To finish I would like to share a true story of a friend of mine. Nick was my boss and he reminded me of the steadfast, strong advocate who loved God and stood by you no matter what. One day
while traveling to a nearby town God gave him a vision. Not an ordinary vision either for it was about me.
Nick saw me standing on the side of a mountain. God began to show me all of creation with its hills and mountains, beautiful waterfalls and grand majestic skies. In a loud voice I shouted
"Praise God!" And then I turned around and there on a rocky outcropping sat a bird nest with several eggs and a young chick just about to be born. It began to peck at the inside of the egg until its head had poked
through. In a very quiet voice I whispered "Praise God."

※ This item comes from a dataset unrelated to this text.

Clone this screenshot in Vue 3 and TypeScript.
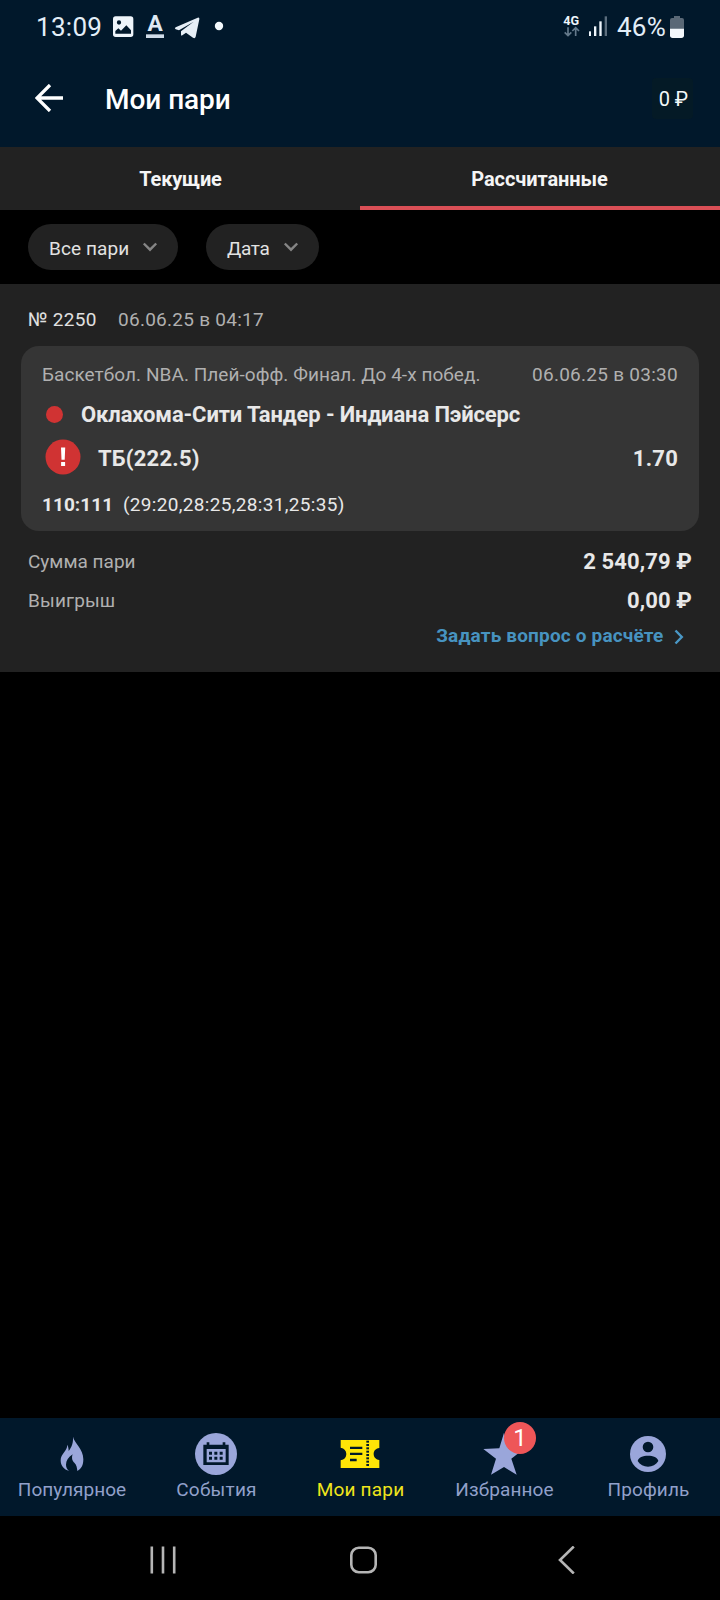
<script setup lang="ts">
interface NavItem {
  id: string
  label: string
  spacing: string
  badge?: number
}

const tabs = [
  { label: 'Текущие', active: false },
  { label: 'Рассчитанные', active: true },
]

const filters = [
  { id: 'all', label: 'Все пари' },
  { id: 'date', label: 'Дата' },
]

const bet = {
  number: '№ 2250',
  placed: '06.06.25 в 04:17',
  league: 'Баскетбол. NBA. Плей-офф. Финал. До 4-х побед.',
  start: '06.06.25 в 03:30',
  teams: 'Оклахома-Сити Тандер - Индиана Пэйсерс',
  pick: 'ТБ(222.5)',
  odds: '1.70',
  score: '110:111',
  periods: '(29:20,28:25,28:31,25:35)',
}

const totals = [
  { label: 'Сумма пари', value: '2 540,79 ₽' },
  { label: 'Выигрыш', value: '0,00 ₽' },
]

const nav: NavItem[] = [
  { id: 'popular', label: 'Популярное', spacing: 'tight' },
  { id: 'events', label: 'События', spacing: 'wide' },
  { id: 'bets', label: 'Мои пари', spacing: 'wide' },
  { id: 'favorites', label: 'Избранное', spacing: 'normal', badge: 1 },
  { id: 'profile', label: 'Профиль', spacing: 'normal' },
]

const dashes = [122, 132, 142, 152, 162, 172, 182, 192]
</script>

<template>
  <div class="screen">
    <header class="top">
      <div class="status">
        <span class="clock">13:09</span>
        <svg class="status-left" viewBox="330 18 345 120">
          <path fill="#eef4fa" fill-rule="evenodd" d="M347 49H392Q400 49 400 57V103Q400 111 392 111H347Q339 111 339 103V57Q339 49 347 49ZM346 101H393V91L379 76L363 92L355 85L346 93ZM357 61A6.5 6.5 0 1 0 357 74A6.5 6.5 0 1 0 357 61Z" />
          <text x="465.5" y="94" text-anchor="middle" class="glyph-a">A</text>
          <rect x="438" y="103" width="54" height="11" fill="#cfdbe8" />
          <path fill="#e6eef6" d="M527 82L593 53Q599 51 598 58L587 110Q585 117 579 113L558 98L547 106Q543 109 543 103V94L581 65L537 91L527 88Q522 85 527 82Z" />
          <circle cx="657" cy="78" r="12.500" fill="#f3f8fc" />
        </svg>
        <span class="grow" />
        <svg class="status-net" viewBox="600 18 150 120">
          <text x="610" y="75" class="net">4G</text>
          <path d="M624 82V106M614 97L624 107L634 97M647 108V84M637 93L647 83L657 93" fill="none" stroke="#64798b" stroke-width="5" />
          <rect x="687" y="94" width="6" height="14" fill="#eef5fb" />
          <rect x="702" y="79" width="7" height="29" fill="#eef5fb" />
          <rect x="718" y="64" width="7" height="44" fill="#eef5fb" />
          <rect x="734" y="49" width="7" height="59" fill="#5b6d7d" />
        </svg>
        <span class="percent">46%</span>
        <svg class="battery" viewBox="927 36 48 84">
          <path fill="#5a6876" d="M942 48H960V54H966Q972 54 972 60V88H930V60Q930 54 936 54H942Z" />
          <path fill="#f3f7fb" d="M930 86H972V106Q972 114 964 114H938Q930 114 930 106Z" />
        </svg>
      </div>
      <div class="appbar">
        <svg class="back" viewBox="0 0 28 28">
          <path d="M15 1L2 14L15 27M2 14H28" fill="none" stroke="#fff" stroke-width="3.300" />
        </svg>
        <h1>Мои пари</h1>
        <span class="balance">0 ₽</span>
      </div>
    </header>

    <nav class="tabs">
      <div v-for="t in tabs" :key="t.label" class="tab" :class="{ active: t.active }">{{ t.label }}</div>
    </nav>

    <div class="filters">
      <button v-for="f in filters" :key="f.id" class="chip" :class="f.id">
        <span>{{ f.label }}</span>
        <svg viewBox="0 0 16 16"><path d="M1.800 4.500L8 10.700L14.200 4.500" fill="none" stroke="#858585" stroke-width="2.400" /></svg>
      </button>
    </div>

    <section class="bet">
      <div class="meta"><span class="number">{{ bet.number }}</span><span class="placed">{{ bet.placed }}</span></div>
      <article class="card">
        <div class="row league"><span class="league-name">{{ bet.league }}</span><span class="start">{{ bet.start }}</span></div>
        <div class="row teams"><i class="dot" /><span>{{ bet.teams }}</span></div>
        <div class="row pick">
          <svg class="alert" viewBox="0 0 36 36">
            <circle cx="18" cy="18" r="17.500" fill="#d03333" />
            <path d="M16 8.500H20.200L19.700 20.700H16.500ZM16.100 23H20.100V27H16.100Z" fill="#fff" />
          </svg>
          <span class="pick-name">{{ bet.pick }}</span><span class="odds">{{ bet.odds }}</span>
        </div>
        <div class="row score"><b>{{ bet.score }}</b><span>{{ bet.periods }}</span></div>
      </article>
      <div v-for="t in totals" :key="t.label" class="total">
        <span>{{ t.label }}</span><b>{{ t.value }}</b>
      </div>
      <a class="ask">
        <span>Задать вопрос о расчёте</span>
        <svg viewBox="0 0 10 16"><path d="M1.500 1.500L7.800 8L1.500 14.500" fill="none" stroke="#4a98c6" stroke-width="2.400" /></svg>
      </a>
    </section>

    <main class="empty" />

    <nav class="bottom">
      <div v-for="n in nav" :key="n.id" class="item" :class="[n.id, n.spacing]">
        <svg v-if="n.id === 'popular'" viewBox="0 54 432 174">
          <path d="M219 110C223 130 250 145 250 178C250 195 244 207 232 213C231 203 230 194 223 188C217 183 214 174 218 163C205 171 198 182 198 194C198 203 202 209 208 213C191 209 182 197 182 181C182 160 202 154 202 134C205 140 206 147 206 153C216 140 220 128 219 110Z" />
        </svg>
        <svg v-else-if="n.id === 'events'" viewBox="432 54 432 174">
          <circle cx="648" cy="162" r="63" />
          <path class="cut" fill-rule="evenodd" d="M610 134H620V127H628V134H668V127H676V134H686V195H610ZM620 147V187H677V147Z" />
          <path class="cut" d="M627 155h9v9h-9zM643 155h9v9h-9zM659 155h9v9h-9zM627 170h9v9h-9zM643 170h9v9h-9zM659 170h9v9h-9z" />
        </svg>
        <svg v-else-if="n.id === 'bets'" viewBox="864 54 432 174">
          <path d="M1022 120H1138V144C1126 146 1121 153 1121 162C1121 171 1126 178 1138 180V204H1022V181C1033 179 1039 172 1039 162C1039 152 1033 145 1022 143Z" />
          <path class="cut" d="M1050 140h37v7h-37zM1050 158h37v7h-37zM1050 176.500h20v7h-20z" />
          <rect v-for="y in dashes" :key="y" class="cut" x="1099" :y="y" width="8" height="6" />
        </svg>
        <svg v-else-if="n.id === 'favorites'" viewBox="216 54 432 174">
          <path d="M432 98L446 146H492L454 176L470 224L432 201L393 224L408 176L370 147L418 145Z" />
        </svg>
        <svg v-else viewBox="648 54 432 174">
          <circle cx="864" cy="162" r="54" />
          <circle class="cut" cx="864" cy="141" r="16" />
          <path class="cut" d="M833 183C835 172 849 167 864 167C879 167 893 172 895 183C888 194 877 200 864 200C851 200 840 194 833 183Z" />
        </svg>
        <span class="label">{{ n.label }}</span>
        <span v-if="n.badge" class="badge">{{ n.badge }}</span>
      </div>
    </nav>

    <footer class="system">
      <svg viewBox="0 0 28 28"><path d="M2.800 .5V27.500M14 .5V27.500M25.200 .5V27.500" /></svg>
      <svg viewBox="0 0 28 28"><rect x="1.300" y="1.800" width="24.400" height="24.400" rx="7.500" /></svg>
      <svg viewBox="0 0 28 28"><path d="M21.800 .5L8 14L21.800 27.500" /></svg>
    </footer>
  </div>
</template>

<style>
body { margin: 0; background: #000; }
</style>

<style scoped>
.screen {
  width: 720px;
  height: 1600px;
  display: flex;
  flex-direction: column;
  background: #000;
  color: #e8e8e8;
  font-family: Roboto, "Liberation Sans", sans-serif;
  font-size: 19px;
  white-space: nowrap;
  overflow: hidden;
}
svg { display: block; flex: none; }
.top { height: 147px; background: #01182b; }
.status { height: 54px; display: flex; align-items: center; padding: 0 35px 0 36px; color: #e3eef8; }
.clock { width: 74px; font-size: 26px; letter-spacing: .3px; }
.status-left { width: 115px; height: 40px; margin-top: -2px; }
.glyph-a { font: 700 68px Roboto, sans-serif; fill: #dfe9f3; }
.grow { flex: 1; }
.status-net { width: 50px; height: 40px; margin-top: -2px; }
.net { font: 700 38px Roboto, sans-serif; fill: #eef5fb; }
.percent { width: 52px; padding-left: 7px; font-size: 26px; letter-spacing: .24px; }
.battery { width: 16px; height: 28px; margin-top: -2px; }
.appbar { height: 90px; display: flex; align-items: center; padding: 0 27px 0 35px; }
.back { width: 28px; height: 28px; margin-top: -2px; }
h1 { margin: 1px 0 0 42px; flex: 1; font-size: 28px; line-height: 40px; font-weight: 500; letter-spacing: -.05px; color: #fff; }
.balance {
  box-sizing: border-box;
  width: 41px;
  height: 41px;
  margin-top: -1px;
  padding-right: 5px;
  border-radius: 4px;
  background: #041a26;
  line-height: 42px;
  text-align: right;
  font-size: 20px;
  letter-spacing: -.1px;
  color: #f2f8f8;
}
.tabs { height: 63px; display: flex; background: #222; }
.tab {
  flex: 1;
  box-sizing: border-box;
  padding-left: 1px;
  line-height: 64px;
  text-align: center;
  font-size: 20px;
  font-weight: 700;
  letter-spacing: -.2px;
  color: #f5f5f5;
}
.tab.active { border-bottom: 4px solid #da4f56; padding: 0 1px 0 0; letter-spacing: -.08px; }
.filters { height: 74px; display: flex; align-items: center; gap: 28px; padding-left: 28px; }
.chip {
  box-sizing: border-box;
  width: 150px;
  height: 46px;
  display: flex;
  align-items: center;
  justify-content: space-between;
  padding: 2px 20px 0 21px;
  border: 0;
  border-radius: 23px;
  background: #222;
  color: #e2e2e2;
  font: 400 19px Roboto, sans-serif;
  letter-spacing: .1px;
}
.chip.date { width: 113px; letter-spacing: -.3px; }
.chip svg { width: 16px; height: 16px; margin-top: -3px; }
.bet { height: 388px; background: #222; }
.meta { box-sizing: border-box; height: 62px; padding: 9px 0 0 28px; display: flex; align-items: center; }
.number { width: 90px; letter-spacing: .3px; color: #e0e0e0; }
.placed { letter-spacing: .27px; color: #b0b0b0; }
.card { box-sizing: border-box; height: 184.500px; margin: 0 21px; padding: 10px 21px 0; border-radius: 18px; background: #353535; }
.row { display: flex; align-items: center; }
.league { height: 37px; justify-content: space-between; color: #b0b0b0; }
.league-name { letter-spacing: .05px; }
.start { letter-spacing: .27px; }
.teams { height: 43px; font-size: 22px; font-weight: 700; letter-spacing: -.12px; }
.dot { width: 17px; height: 17px; margin: 0 18px 0 4px; border-radius: 50%; background: #d03333; }
.pick { height: 45px; font-size: 22px; font-weight: 700; letter-spacing: .22px; }
.alert { width: 36px; height: 36px; margin: -3px 17px 0 3px; }
.pick-name { flex: 1; }
.score { height: 47px; }
.score b { width: 81px; letter-spacing: .05px; }
.score span { letter-spacing: .32px; }
.total { height: 39px; margin: 0 28px; display: flex; align-items: center; justify-content: space-between; letter-spacing: .15px; color: #b0b0b0; }
.card + .total { margin-top: 11.500px; }
.card + .total > span { letter-spacing: 0; }
.total b { font-size: 22px; letter-spacing: .12px; color: #e8e8e8; }
.ask { height: 31px; display: flex; align-items: center; justify-content: flex-end; gap: 11px; padding-right: 36.500px; color: #4793c0; font-weight: 700; letter-spacing: .17px; }
.ask svg { width: 10px; height: 16px; margin-top: 3px; margin-left: -1px; }
.empty { flex: 1; }
.bottom { height: 98px; display: flex; background: #01182b; }
.item { position: relative; width: 144px; color: #91a0ca; text-align: center; fill: #9aa6da; }
.item svg { width: 144px; height: 58px; }
.item .cut { fill: #01182b; }
.label { display: block; line-height: 27px; }
.tight .label { letter-spacing: .05px; }
.wide .label { padding-left: 1px; letter-spacing: .2px; }
.normal .label { padding-left: 1px; letter-spacing: .13px; }
.item.bets { color: #f0e51b; fill: #ffe507; }
.badge { position: absolute; left: 72px; top: 4px; width: 32px; height: 32px; border-radius: 50%; background: #ee5658; color: #fff; font-size: 24px; line-height: 33px; }
.system { height: 84px; box-sizing: border-box; padding: 3px 0 0 148.500px; display: flex; align-items: center; gap: 173.500px; }
.system svg { width: 28px; height: 28px; fill: none; stroke: #b5b5b5; stroke-width: 2.600; }
</style>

That vision was sixteen years ago. It is only now that my dreams show me standing on the side of the mountain. Isn't it ironic that after all these years being on the journey, the struggles, trials,
tribulations just to get to this stage? That I don't fully appreciate where I am at...? It is not that I don't enjoy what God has done because I do. But being in an adventure is great when the adventure is over. For
it is when you are on the side of that mountain when it is cold, lonely and there are few to turn to. God had to send a reminder from 1988 that it is here on the mountain side that He has revealed Himself to me both
in the big and in the small. For that I truly do praise God.